### Information supplied:
....

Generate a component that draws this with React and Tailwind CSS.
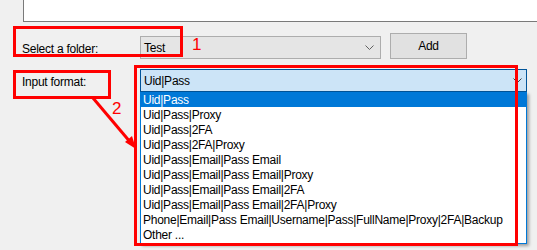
import React from "react";

const items = [
  "Uid|Pass",
  "Uid|Pass|Proxy",
  "Uid|Pass|2FA",
  "Uid|Pass|2FA|Proxy",
  "Uid|Pass|Email|Pass Email",
  "Uid|Pass|Email|Pass Email|Proxy",
  "Uid|Pass|Email|Pass Email|2FA",
  "Uid|Pass|Email|Pass Email|2FA|Proxy",
  "Phone|Email|Pass Email|Username|Pass|FullName|Proxy|2FA|Backup",
  "Other ...",
];

function Chevron({ color }) {
  return (
    <svg width="9" height="5" viewBox="0 0 9 5" className="shrink-0">
      <polyline points="0.5,0.5 4.5,4.5 8.5,0.5" fill="none" stroke={color} strokeWidth="1" />
    </svg>
  );
}

export default function App() {
  return (
    <div
      className="relative w-[537px] h-[250px] overflow-hidden bg-[#f0f0f0] text-[12px] leading-[15px] tracking-[-0.25px] text-black"
      style={{ fontFamily: '"Liberation Sans", Arial, sans-serif' }}
    >
      {/* top text box */}
      <div className="ml-[23px] h-[22px] border-l border-b border-[#7a7a7a] bg-white" />

      {/* folder row */}
      <div className="flex items-start mt-[11px] h-[26px]">
        <div className="w-[140px] pl-[22px] mt-[9px]">Select a folder:</div>
        <div className="mt-[3px] w-[241px] h-[23px] border border-[#adadad] bg-[#e5e5e5] flex items-center justify-between pl-[3px] pr-[6px]">
          <span className="pt-[2px]">Test</span>
          <Chevron color="#606060" />
        </div>
        <div className="ml-[9px] w-[77px] h-[26px] border border-[#adadad] bg-[#e1e1e1] flex items-center justify-center pt-[1px]">
          Add
        </div>
      </div>

      {/* format row */}
      <div className="flex items-start mt-[10px]">
        <div className="w-[140px] pl-[22px] mt-[6px]">Input format:</div>
        <div className="flex flex-col w-[387px]">
          <div className="h-[23px] border border-[#005499] bg-[#cce4f7] flex items-center justify-between pl-[3px] pr-[4px]">
            <span className="pt-[2px]">Uid|Pass</span>
            <Chevron color="#404040" />
          </div>
          <div className="border-x border-b border-[#0078d7] bg-white shadow-[2px_2px_3px_rgba(0,0,0,0.35)] pb-[1px]">
            {items.map((t, i) => (
              <div
                key={t}
                className={
                  i === 0
                    ? "h-[15px] pl-[2px] pt-[1px] bg-[#0078d7] text-white whitespace-nowrap"
                    : "h-[15px] pl-[2px] pt-[1px] whitespace-nowrap"
                }
              >
                <div className="h-[14px] leading-[15px]">{t}</div>
              </div>
            ))}
          </div>
        </div>
      </div>

      {/* annotations */}
      <div className="absolute left-[13px] top-[26px] w-[170px] h-[31px] border-[3px] border-[#ff0000]" />
      <div className="absolute left-[192px] top-[35px] text-[17px] leading-[20px] text-[#ff0000]">1</div>
      <div className="absolute left-[13px] top-[70px] w-[98px] h-[29px] border-[3px] border-[#ff0000]" />
      <div className="absolute left-[112px] top-[99px] text-[17px] leading-[20px] text-[#ff0000]">2</div>
      <div className="absolute left-[134px] top-[65px] w-[384px] h-[181px] border-[3px] border-[#ff0000]" />
      <svg className="absolute left-0 top-0" width="537" height="250" viewBox="0 0 537 250">
        <line x1="93" y1="98" x2="131" y2="143" stroke="#ff0000" strokeWidth="3" />
        <polygon points="136,149 125,142 132,136" fill="#ff0000" />
      </svg>
    </div>
  );
}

....

### Brief:
Word for word, quote the lines above. Omit the pictures.

### Exercise output:
Generate a component that draws this with React and Tailwind CSS.
import React from "react";

const items = [
  "Uid|Pass",
  "Uid|Pass|Proxy",
  "Uid|Pass|2FA",
  "Uid|Pass|2FA|Proxy",
  "Uid|Pass|Email|Pass Email",
  "Uid|Pass|Email|Pass Email|Proxy",
  "Uid|Pass|Email|Pass Email|2FA",
  "Uid|Pass|Email|Pass Email|2FA|Proxy",
  "Phone|Email|Pass Email|Username|Pass|FullName|Proxy|2FA|Backup",
  "Other ...",
];

function Chevron({ color }) {
  return (
    <svg width="9" height="5" viewBox="0 0 9 5" className="shrink-0">
      <polyline points="0.5,0.5 4.5,4.5 8.5,0.5" fill="none" stroke={color} strokeWidth="1" />
    </svg>
  );
}

export default function App() {
  return (
    <div
      className="relative w-[537px] h-[250px] overflow-hidden bg-[#f0f0f0] text-[12px] leading-[15px] tracking-[-0.25px] text-black"
      style={{ fontFamily: '"Liberation Sans", Arial, sans-serif' }}
    >
      {/* top text box */}
      <div className="ml-[23px] h-[22px] border-l border-b border-[#7a7a7a] bg-white" />

      {/* folder row */}
      <div className="flex items-start mt-[11px] h-[26px]">
        <div className="w-[140px] pl-[22px] mt-[9px]">Select a folder:</div>
        <div className="mt-[3px] w-[241px] h-[23px] border border-[#adadad] bg-[#e5e5e5] flex items-center justify-between pl-[3px] pr-[6px]">
          <span className="pt-[2px]">Test</span>
          <Chevron color="#606060" />
        </div>
        <div className="ml-[9px] w-[77px] h-[26px] border border-[#adadad] bg-[#e1e1e1] flex items-center justify-center pt-[1px]">
          Add
        </div>
      </div>

      {/* format row */}
      <div className="flex items-start mt-[10px]">
        <div className="w-[140px] pl-[22px] mt-[6px]">Input format:</div>
        <div className="flex flex-col w-[387px]">
          <div className="h-[23px] border border-[#005499] bg-[#cce4f7] flex items-center justify-between pl-[3px] pr-[4px]">
            <span className="pt-[2px]">Uid|Pass</span>
            <Chevron color="#404040" />
          </div>
          <div className="border-x border-b border-[#0078d7] bg-white shadow-[2px_2px_3px_rgba(0,0,0,0.35)] pb-[1px]">
            {items.map((t, i) => (
              <div
                key={t}
                className={
                  i === 0
                    ? "h-[15px] pl-[2px] pt-[1px] bg-[#0078d7] text-white whitespace-nowrap"
                    : "h-[15px] pl-[2px] pt-[1px] whitespace-nowrap"
                }
              >
                <div className="h-[14px] leading-[15px]">{t}</div>
              </div>
            ))}
          </div>
        </div>
      </div>

      {/* annotations */}
      <div className="absolute left-[13px] top-[26px] w-[170px] h-[31px] border-[3px] border-[#ff0000]" />
      <div className="absolute left-[192px] top-[35px] text-[17px] leading-[20px] text-[#ff0000]">1</div>
      <div className="absolute left-[13px] top-[70px] w-[98px] h-[29px] border-[3px] border-[#ff0000]" />
      <div className="absolute left-[112px] top-[99px] text-[17px] leading-[20px] text-[#ff0000]">2</div>
      <div className="absolute left-[134px] top-[65px] w-[384px] h-[181px] border-[3px] border-[#ff0000]" />
      <svg className="absolute left-0 top-0" width="537" height="250" viewBox="0 0 537 250">
        <line x1="93" y1="98" x2="131" y2="143" stroke="#ff0000" strokeWidth="3" />
        <polygon points="136,149 125,142 132,136" fill="#ff0000" />
      </svg>
    </div>
  );
}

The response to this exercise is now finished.